Maurice FitzGerald has evaluated other publicly available solutions on the same dataset as used in this article: DataCracker, WordyUp, Wordclouds.com, Sift Keatext, SurveyTagger, SPSS, Lexalytics, MeaningCloud, Text2Data and HP’s HavenOnDemand. His findings:
- Most systems performed poorly because they can only extract the most relevant single word, and people were by far better than any of the tools.
- Best performing systems were Lexalytics and HavenOnDemand. However, they both missed 'Publish exam dates earlier', one of the most important improvement suggestions (which Thematic did find without manual intervention).
Why is Thematic so accurate?
Thematic’s proprietary solution was designed specifically for the analysis of customer feedback by the world’s leading experts in this field.
The research is lead by Thematic’s co-founder and CEO Dr. Alyona Medelyan, who has a PhD in keyword extraction and more than 2500 academic citations in Natural Language Processing.
Accuracy is also ensured by allowing a person to refine Thematic’s choices: themes can be regrouped, renamed and deleted.
This refinement is optional, because even without help Thematic gets 80-90% of the way.
Thematic has also other advantages: It learns the use of language not just from millions of pieces of feedback it collects, but also from all the human refinements it has captured over the past 5 years.

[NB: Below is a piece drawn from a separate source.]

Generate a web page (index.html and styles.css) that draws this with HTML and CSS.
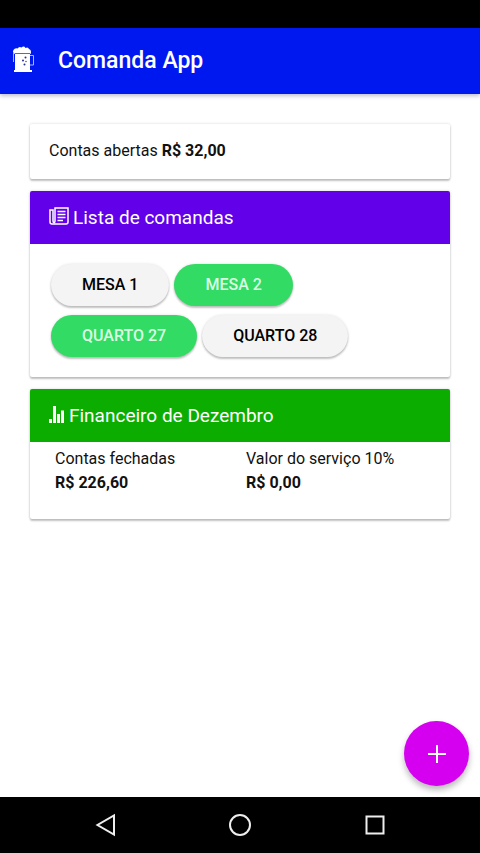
FILE: index.html
```html
<!DOCTYPE html>
<html lang="pt-BR">
<head>
<meta charset="utf-8">
<meta name="viewport" content="width=device-width, initial-scale=1">
<title>Comanda App</title>
<link rel="stylesheet" href="styles.css">
</head>
<body>
<div class="status-bar"></div>
<header class="toolbar">
  <svg class="logo" viewBox="0 0 24 28" aria-hidden="true">
    <path fill="#fff" d="M3 8Q0 7 1.500 4Q3 1.500 5.500 2.500Q7 0 9.500 1.500Q12 -.5 13.500 2Q16 .5 17 3Q20 4 18.500 8Z"/>
    <path fill="#fff" d="M3 7H18V24H20V26H2V24H3Z"/>
    <path fill="none" stroke="#aab4fb" d="M1.500 7V16M18 9.500H21.500V19H18"/>
    <path stroke="#5663d8" d="M3 7.500H18"/>
    <g fill="#27308f"><circle cx="13.500" cy="11.500" r="1"/><circle cx="11" cy="14.500" r="1"/><circle cx="14" cy="15.500" r=".7"/><circle cx="12.500" cy="18.500" r="1"/></g>
  </svg>
  <h1 class="title">Comanda App</h1>
</header>
<main class="content">
  <section class="card summary">Contas abertas <strong>R$ 32,00</strong></section>

  <section class="card">
    <h2 class="card-header orders">
      <svg class="icon icon-paper" viewBox="0 0 20 18" aria-hidden="true" fill="none" stroke="currentColor" stroke-width="1.500">
        <path d="M6 1H19V15Q19 17 17 17H3Q1 17 1 15V3H4V14Q4 15.500 5 15.500T6 14Z"/>
        <path d="M8.500 4.500H16.500M8.500 7.500H16.500M8.500 10.500H16.500M8.500 13.500H14"/>
      </svg>
      Lista de comandas
    </h2>
    <div class="tables">
      <button class="chip" type="button">Mesa 1</button>
      <button class="chip active" type="button">Mesa 2</button>
      <button class="chip active" type="button">Quarto 27</button>
      <button class="chip" type="button">Quarto 28</button>
    </div>
  </section>

  <section class="card">
    <h2 class="card-header finance">
      <svg class="icon icon-stats" viewBox="0 0 16 18" aria-hidden="true" fill="currentColor">
        <path d="M0 14H3V18H0ZM4 1H7V18H4ZM8 9H11V18H8ZM12 5.500H15V18H12Z"/>
      </svg>
      Financeiro de Dezembro
    </h2>
    <div class="totals">
      <div>Contas fechadas<br><strong>R$ 226,60</strong></div>
      <div>Valor do serviço 10%<br><strong>R$ 0,00</strong></div>
    </div>
  </section>
</main>
<button class="fab" type="button" aria-label="Adicionar">
  <svg viewBox="0 0 20 20" aria-hidden="true"><path fill="none" stroke="#fff" stroke-width="2" d="M10 1V19M1 10H19"/></svg>
</button>
<nav class="nav-bar">
  <button type="button" aria-label="Voltar"><svg viewBox="0 0 24 24"><path d="M21 2.500V21.500L4.500 12Z"/></svg></button>
  <button type="button" aria-label="Início"><svg viewBox="0 0 24 24"><circle cx="12" cy="12" r="10"/></svg></button>
  <button type="button" aria-label="Recentes"><svg viewBox="0 0 24 24"><path d="M3.500 3.500H20.500V20.500H3.500Z"/></svg></button>
</nav>
</body>
</html>
```
FILE: styles.css
```css
* {
  box-sizing: border-box;
}

body {
  display: flex;
  flex-direction: column;
  min-height: 100vh;
  margin: 0;
  background: #fff;
  color: #111;
  font: 16px/24px Roboto, sans-serif;
}

button {
  padding: 0;
  border: 0;
  font: inherit;
  cursor: pointer;
}

svg {
  display: block;
  flex: none;
}

.status-bar {
  height: 28px;
  background: #000;
}

.toolbar {
  display: flex;
  align-items: center;
  gap: 22px;
  padding: 16px 12px;
  background: #0018f0;
  box-shadow: 0 2px 4px rgba(0, 0, 80, 0.25);
}

.logo {
  width: 24px;
  height: 28px;
  margin-bottom: 2px;
}

.title {
  margin: 0;
  color: #fff;
  font-size: 23px;
  font-weight: 500;
  line-height: 34px;
}

.content {
  display: flex;
  flex: 1;
  flex-direction: column;
  gap: 12px;
  padding: 30px;
}

.card {
  overflow: hidden;
  border-radius: 2px;
  background: #fff;
  box-shadow: 0 2px 2px rgba(0, 0, 0, 0.22), 0 0 3px rgba(0, 0, 0, 0.16);
}

.summary {
  padding: 15px 19px 16px;
}

.card-header {
  display: flex;
  align-items: center;
  gap: 4px;
  margin: 0;
  padding: 14px 19px 13px;
  color: #fff;
  font-size: 19px;
  font-weight: 400;
  line-height: 26px;
}

.orders {
  background: #6200ea;
}

.finance {
  background: #0bae00;
}

.icon {
  height: 18px;
  margin-bottom: 4px;
}

.icon-paper {
  width: 20px;
}

.icon-stats {
  width: 16px;
}

.tables {
  display: flex;
  flex-wrap: wrap;
  gap: 9px 5px;
  padding: 20px 21px;
}

.chip {
  height: 42px;
  padding: 0 31px;
  border-radius: 21px;
  background: #f4f4f4;
  box-shadow: 0 2px 2px rgba(0, 0, 0, 0.22), 0 0 3px rgba(0, 0, 0, 0.12);
  color: #000;
  font-weight: 500;
  text-transform: uppercase;
}

.chip.active {
  background: #32db64;
  color: #d9ffe3;
}

.totals {
  display: grid;
  grid-template-columns: 1fr 1fr;
  padding: 5px 13px 24px 25px;
}

.fab {
  position: fixed;
  right: 11px;
  bottom: 67px;
  display: grid;
  place-items: center;
  width: 65px;
  height: 65px;
  border-radius: 50%;
  background: #d500f0;
  box-shadow: 0 4px 6px rgba(0, 0, 0, 0.28);
}

.fab svg {
  width: 20px;
  height: 20px;
}

.nav-bar {
  display: flex;
  justify-content: center;
  gap: 111px;
  padding: 16px 0;
  background: #000;
}

.nav-bar button {
  background: none;
}

.nav-bar svg {
  width: 24px;
  height: 24px;
  fill: none;
  stroke: #eee;
  stroke-width: 2;
}
```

Best thing: It does not require pre-defined categories or annotated data.
- Solutions as accurate (if not more accurate) as people exist!
- You don’t need to compromise the quality of analysis when automating this task.
- Usefulness (specificity and actionability) matters more than accuracy alone.
- Ease and speed of refinement matters too
- Don’t just ask for accuracy, eyeball the results to get a sense of how useful and actionable the themes are.
At Thematic we care about accuracy a great deal! And we guarantee human-competitive results. After all, the CEO has a PhD in human-competitive thematic analysis!